Ayyappa/Sastha is aswavahana. In any Ayyappa temple, for all pooja purpose, vahanam is reckoned as horse and not tiger. In the famous slokam of Sankaracharya "aaroodhaproudha vegam pravachita pavanam tunga tungam turangam….."Ayyappa is portrayed as aswavahana. In other dhyana slokams like "aswavahana aaroodham ......harihardmaja", Ayyappa as depicted as aswavahana. No dhyaanaslogam can be traced out illustrating Ayyappa as pulivahana. In dwaja stampams, respective vahana of the deity is put atop. In no Ayyappa temples, tiger can be seen at the top of a dwaja stampam. It will be, no doubt, of horse. And also, in old mural painting, Ayyappa can be seen as aswavahana and not as pulivahana.

As per another version, elephant was the vahanam of Ayyappa. The bhajan song 'madagajavaahana mahaamate Harihara soono namastute', which is familiar for Malayalees, points to that line. As per the background story of thiyyattu, ("…..bibhranam karapankajairmadagajaskkandhadhi roodham vibhum…."), Ayyappa made Ganapathy as his vahana without knowing who is he and what relationship he has with him). Later, he came to know that Ganapathy is his elder brother and hence changed his vahana as horse, giving seat to Ganapathi at his right side.

Q-3. Is Ayyappa, Sastha himself or an incarnation (avatharam)?

A. There is an argument that Ayyappa is the kaliyuga avatharam of Sastha. Ayyappa was said to be born and brought up as the son of Pandalam king and as such, Ayyappa is the incarnation of Sastha who was born in the krita yuga. Being an age old belief, one cannot say the argument is incorrect or vice-versa.

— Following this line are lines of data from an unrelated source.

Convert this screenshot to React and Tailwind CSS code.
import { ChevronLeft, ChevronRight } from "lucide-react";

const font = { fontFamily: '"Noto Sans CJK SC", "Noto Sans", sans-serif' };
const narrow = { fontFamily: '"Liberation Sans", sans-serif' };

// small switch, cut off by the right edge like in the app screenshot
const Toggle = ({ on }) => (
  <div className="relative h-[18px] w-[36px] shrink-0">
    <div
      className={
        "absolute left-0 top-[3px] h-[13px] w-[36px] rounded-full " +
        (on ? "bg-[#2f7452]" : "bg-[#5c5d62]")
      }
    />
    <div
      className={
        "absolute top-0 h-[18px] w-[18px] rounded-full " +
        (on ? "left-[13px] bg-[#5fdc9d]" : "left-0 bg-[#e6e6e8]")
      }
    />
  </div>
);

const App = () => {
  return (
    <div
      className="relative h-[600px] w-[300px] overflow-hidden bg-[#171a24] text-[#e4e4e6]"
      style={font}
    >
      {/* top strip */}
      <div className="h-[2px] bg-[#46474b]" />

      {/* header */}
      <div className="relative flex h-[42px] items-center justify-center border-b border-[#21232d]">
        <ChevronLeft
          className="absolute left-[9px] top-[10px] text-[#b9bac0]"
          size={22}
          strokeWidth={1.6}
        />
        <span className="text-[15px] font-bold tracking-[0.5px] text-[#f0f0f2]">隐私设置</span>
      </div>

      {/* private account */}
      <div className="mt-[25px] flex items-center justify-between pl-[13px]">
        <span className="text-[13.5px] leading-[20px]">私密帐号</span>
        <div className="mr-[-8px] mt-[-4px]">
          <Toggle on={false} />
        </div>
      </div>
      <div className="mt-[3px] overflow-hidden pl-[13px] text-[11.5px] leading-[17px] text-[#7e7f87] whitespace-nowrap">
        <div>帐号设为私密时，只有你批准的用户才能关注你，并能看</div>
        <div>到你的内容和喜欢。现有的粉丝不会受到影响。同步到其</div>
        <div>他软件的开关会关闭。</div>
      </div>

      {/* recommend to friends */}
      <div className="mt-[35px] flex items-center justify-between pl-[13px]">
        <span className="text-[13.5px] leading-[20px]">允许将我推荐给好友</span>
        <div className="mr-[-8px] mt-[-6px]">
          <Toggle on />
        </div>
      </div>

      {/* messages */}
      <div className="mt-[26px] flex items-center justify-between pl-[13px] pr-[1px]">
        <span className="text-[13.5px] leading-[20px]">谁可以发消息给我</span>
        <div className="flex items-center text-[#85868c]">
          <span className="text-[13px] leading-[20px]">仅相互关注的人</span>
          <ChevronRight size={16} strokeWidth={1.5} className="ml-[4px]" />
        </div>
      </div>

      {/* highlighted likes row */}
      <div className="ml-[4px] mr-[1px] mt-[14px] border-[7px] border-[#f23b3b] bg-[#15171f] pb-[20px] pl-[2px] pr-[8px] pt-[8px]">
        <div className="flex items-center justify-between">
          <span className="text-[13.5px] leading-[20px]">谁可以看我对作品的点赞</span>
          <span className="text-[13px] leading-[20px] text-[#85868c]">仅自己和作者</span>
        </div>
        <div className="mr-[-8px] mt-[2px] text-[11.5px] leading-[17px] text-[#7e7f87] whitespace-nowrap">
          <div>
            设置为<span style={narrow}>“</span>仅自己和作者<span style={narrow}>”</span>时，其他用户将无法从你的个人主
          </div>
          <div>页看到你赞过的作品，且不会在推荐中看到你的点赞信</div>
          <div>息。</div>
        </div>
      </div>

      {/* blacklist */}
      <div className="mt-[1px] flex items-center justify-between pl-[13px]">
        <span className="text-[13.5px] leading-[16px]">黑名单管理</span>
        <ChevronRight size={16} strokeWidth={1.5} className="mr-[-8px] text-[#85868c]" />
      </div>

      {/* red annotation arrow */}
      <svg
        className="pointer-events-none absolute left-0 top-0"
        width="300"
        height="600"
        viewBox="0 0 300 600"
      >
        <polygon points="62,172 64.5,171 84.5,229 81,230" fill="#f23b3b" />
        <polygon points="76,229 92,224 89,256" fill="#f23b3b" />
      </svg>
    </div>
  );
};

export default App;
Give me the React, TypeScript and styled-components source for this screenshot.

Even then, another version can also be analysed.

While taking list of the Ayyappa temples keeping a cut off line at Thrissur, one can very easily find that the deities of famous temples towards north of Trichur like Mulankunnathukavu, Cherpulassery, Mundamuka, Chammravattam, Chammrakulangara, Chendamangalam, Malamakkavu, Kulappurathukavu, etc. are known as Ayyappa. In the same way towards south, deities of Arattupuzha, Thiruvallakkavu, Chathakkudam, Thakazhi, Thrikkunnapuzha, Achankovil, Kulathupuzha, Aryankavu, etc., are generally known as Sasthas. Exception may be there. Is there any difference between Mulankunnathukavu, Chammravattam, Cherpulassery Ayyappans from Thiruvullakkavu, Arattupuzha, Thakazhi, Thrikkunnappuzha Sasthas? No. Is there any connection to these Ayyappas and Sasthas with Sabarimala story. No. Sastha, Aryan, Aryakan are generally the Sanskritised names of this Kerala god and Ayyappan, Ayyan, Appan are his Dravidian names as in the cases of Kannan for Krishna and Andavan for Subrahmanya. While Dravidian names are generally used towards north of Thrissur, Sankritised names are used towards south. These are the synonyms of the Kerala god and one can see no difference between Ayyappan and Sastha in bhava/sankalppa.

Q-4. Are Ayyappa and Vettekkara one and same?

A. No. Ayyappa is Hari-Hara puthra and Vettekkara (Vettakkorumakan), Siva-Parvathi puthra. Ayyappa was born in krita yuga out of the divine union of Siva and Vishumohini and Vettekkara was born in dwapara yuga out of the divine union of Siva-Parvathi who appeared incognito as hunter (kiratha) before Arjuna for giving paasupathasthram. While Ayyappa is considered as sathwikamoorthy, Vettekkara is roudra moorthy. Though both are archers and always bearing bow and arrows, Ayyappa's most important weapon is kaduthila and Vettekkara's - churika.

Ayyappa and Vettekkara are in one way brothers born to Siva in Vishumohini and Parvathi respectively in two yukas i.e. krutha and dwapara. As per one of the main dhyaanaslogam, Vettekkara is illustrated to be the son of Siva-Parvathy in disguise of hunter. In another dhyaanaslokam, Vettekkara is portrayed as Hunter god Siva himself.

Ayyappa and Vettekkara are war gods of Kerala. Of them, worship of Vettekkara is limited to Kerala alone. Ayyappa is worshipped in Kerala and Taml Nadu alike and to an extent, the whole of South India.

Q-5: What is the distinguishing feature of kalamezhuthu from mural painting?

A. Though both are sister idioms, kalamezhuthu is in the stylised form viz. bhoothavadivu while mural painting is in the realistic form viz. chitravadivu.